Wenn jemand tot ist, ist er schnell ein Mythos. Oft noch gar nicht kalt, schon heiß geliebt. So wie von der „FAZ“, dem Underground-Fanzine mit seinen flippigen Beatniks in der Texterfassung. Dort konnten wir lesen: „Fausers Bücher schärfen unseren Sinn für Grautöne.“ Sein Junk: für uns gespritzt. Dann tut es nicht so weh. Der Gossenpoet, besonders unterhaltsam für das Bürgertum, also nein, diese Typen an den Wurstbuden und der Slang, geschult an Krimis aus Übersee, den muß man sich warm halten, vor allem, wenn er just erkaltet. Natürlich waren all die Typen in Fausers Stories auch mit nicht allzu karger Ironie konzipiert, wie bei Bukowski, doch wer soll das beweisen? Elke Heidenreich?
Ein wunderbarer nonmoderner Tonträger wird mit leichter Verspätung nun bei der um Obskures bemühten Münchner Hippie-Firma Trikont veröffentlicht. „O-Ton“ heißt die, na klar, Doppel-CD, und in einem Schlitz, wahrscheinlich handgepackt, klemmt ein in mancher Hinsicht vielseitiges Heftchen mit Briefen und Bibliographie. Auch Fotos. Die gemahnen – unscharf, aber deutlich – an Fahndungsfotos in Postämtern. Deutscher Herbst. Die letzten Fotos dann: deutscher Winter. Fauser mit und ohne Bart, ausgemergelt, aufgeschwemmt, immer im Hemd, nie ohne Brille. Solche Männer gibts nicht mehr, nur alte „Tatort“-Folgen Montag nachts, wenn der „FAZ“-Redakteur träumt – von der Gosse.

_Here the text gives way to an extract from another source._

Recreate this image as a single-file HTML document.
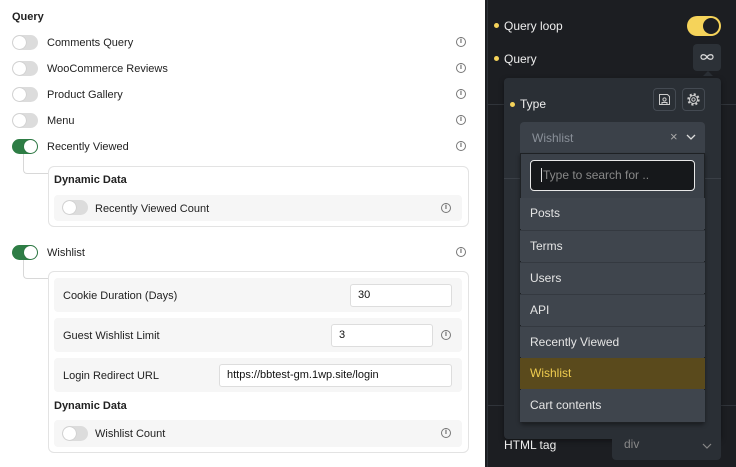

Nicht ganz dialektfrei und monoton, bis am Ambient-Schleifen reichend, trägt Fauser seine Geschichten vor. Die spielen in Hinterhöfen, unter den Rädern, auf der Hut, am Rand, knietief in der Scheiße. Authentisch klingt es allemal. Ist ja O-Ton. Im Bücherregal sieht das etwas ärmlich aus. Zu niedrig. Auch in den „CD-Tower“ paßt es nicht. Es paßt nicht in die Zeit! Aber da ist die Zeit Schuld, die CD ist top. Drogen und Suff – ob sie das Werk behinderten, bedingten? „Wer das braucht, kann nicht sehr gut sein“, hilft Fauser. Er war gut, brauchte es trotzdem. Der Trick mit der Dosis. So fand er sein Leben entlang der Sucht.
Er schrieb, bis 1987 in der Nacht seines 43. Geburtstags ein Lkw nicht mehr bremsen konnte. Wie romantisch. Keine Mordtheorie. Nicht mal Selbstmord. Einfach: Unfall. Dirty Diana hat es auf drei, fast vier Mordtheorien gebracht. Da reicht der Tod nicht aus. Wegen der Emotionen. Jedenfalls der Lkw, und das wars. Keine große Sache. Kenner werden Fauser ständig feiern, ohne Jubiläumsermahnung oder Tributlesung – und die anderen sind eben die anderen.